Picking up where they left off with their book 'Learning Perl' Randal and Tom plunge ahead into more advanced topics in Perl, giving you the reader in-depth knowledge in how to take Perl from small projects into large.

The writing is humorous, and easy to read, the examples are top-notch, and the knowledge is spot on.

If you're already familiar with Perl, and you're looking to take the next step forward, this is the book for you.

Kudos to the authors.

Review of Learning Perl Objects, References and Modules, September 30, 2004
Last Fall I attended a session on object oriented programming with Objective-C. When discussing various languages with object oriented capabilities, the speaker remarked, "Don't even talk to me about Perl." Many people feel that way about Perl without even having to talk about object oriented programming.

Randall Schwartz and Tom Phoenix, the authors of the Perl primer "Learning Perl", take on the task of talking about Perl and object oriented programming. Since Perl does not have object orientation as its principal structure, they have a significant task to pull off.

In the Foreword of "Learning Perl Objects, References and Modules" Damian Conway draws attention to Perl's particular magic in implementing object oriented programming: "[Perl] takes a collection of Perl's existing non-OO features...and then--with nothing up its sleeve--manages to conjure up fully functional objects, classes and methods."

This particular nature of Perl shows up in the nature of the book's content. "Learning Perl Objects, References and Modules" is not about why or when to use object oriented programming in Perl. It is about how to magically turn references and anonymous data structures into object oriented programming. In that way, it is more of a tactical book than a strategic book. The history and concepts behind object oriented programming are touched on only lightly in its 180 pages; however, the book follows a steady progression to the goal of making and distributing Perl modules.

Eagerly anticipating the publication of the book, I bought it as soon as it was available. I reaped immediate benefit from the first few chapters as they demonstrated how to accomplish the goals I had for a project that I was working on. I lost interest shortly after chapter 4. The book has sat on my coffee table for most of the last year. I paused for a great deal partly due to the vagueries of my personal life, but partly due to the odd pacing of the book. Without being able to give explicit examples, I can say that the book feels like a first edition.

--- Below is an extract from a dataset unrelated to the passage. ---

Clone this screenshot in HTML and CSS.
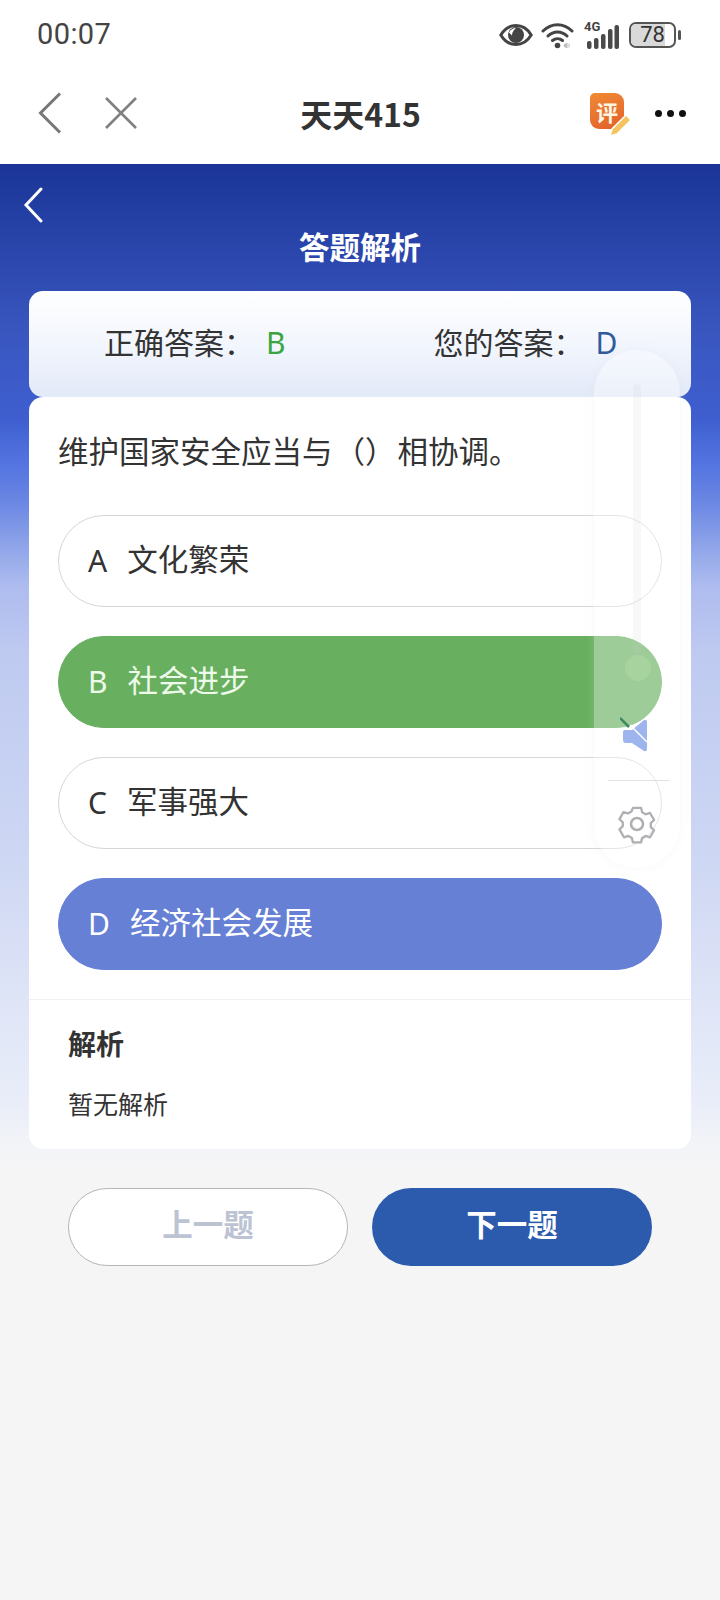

The book seems squarely targeted at a point between "Learning Perl" and "Advanced Perl Programming." And that's where I'm at. It certainly has helped me develop the ability to use more complex data structures in my Perl programs. However, it is not a thorough discussion on object oriented programming. If you've grown beyond "Learning Perl", you may find "Learning Perl Objects, References and Modules" worth talking about.

Definitely a Great Addition to any Perl Library, December 22, 2004
This book is great for just learning about OO concepts and their related functioning in Perl. Most of the other important Perl texts are very large and tend to summarize many concepts. This text takes Perl OO concepts and presents them in a very interesting and helpful format that is easy to follow. Perl is more than just a scripting language and this text helps you to understand this language from a different prospective.

disenting opinion, November 5, 2004
I don't know why it is so hard to get a decent book on Perl. Every author seems to have a weird idea on how to present material. Perl programmers often seem to be devoted to the culture and celebrities of Perl. Randal Schwartz is perhaps the best of Perl authors.

This is a decent book but I don't particularly like the style. He teaches by example, ie he walks through an example, once you have understood this useless example he introduces a new point and you are supposed to have your interest raised and leap into the instruction part enthusiastically. Personally I don't like this style, give me the facts and *follow* up with examples. I don't want to waste my time wadding through a story that I can forget in 5 minutes, it also makes reviewing the material difficult.

Having said that the examples are good. Many books get very abstract and terse. Gilligan and his boat and coconuts is easier to relate to 'foo' which is a pointer to a scalar called 'bar'.

You need to sit down quietly and spend time reading this. I am a harried administrator and I don't have much time.

Great book for beginners and pros, February 3, 2004
This book does a great job on helping you grasp the concepts of objects and oop related concepts. I already know perl well, and use daily as part of my job. But I'm so used to procedural programming that I sometimes forget the details about oop. This book helps remind me about oop, and I try to use the examples here when coding new stuff :)

Difficult on chapter 4 but fun, June 25, 2004
I wanted to learn about Perl objects and this book is not for me. I need an easier book for me (thats just me)
I cant study the material at all once I got to Chapter 4.
I feel degraded and stupid because I read all the good reviews.
The examples are good until Chapter 4. After that the code is fun to read and learning is not all hard with just some effort. Very scary indeed though on Chapter 4! I think most of the readers here have already a C background.
Its not the book is bad but very strange indeed on Chapter 4.
The part where the author talks about auto vivication is very strange because there is no mention of how you should analyze the data nor any code example. I got scared and have lost my confidence trying to learn perl. I honestly just dont like
Chapter 4; and all the time I have tried to decipher what the author is trying to teach. I just love to waste my time when Im not working and sitting here for 5 hours trying to figure out the example, however the book is to be read and Im sure I'll figure out the difficulties! So take time to read this book. Those are just the examples I found that I did not appreciate.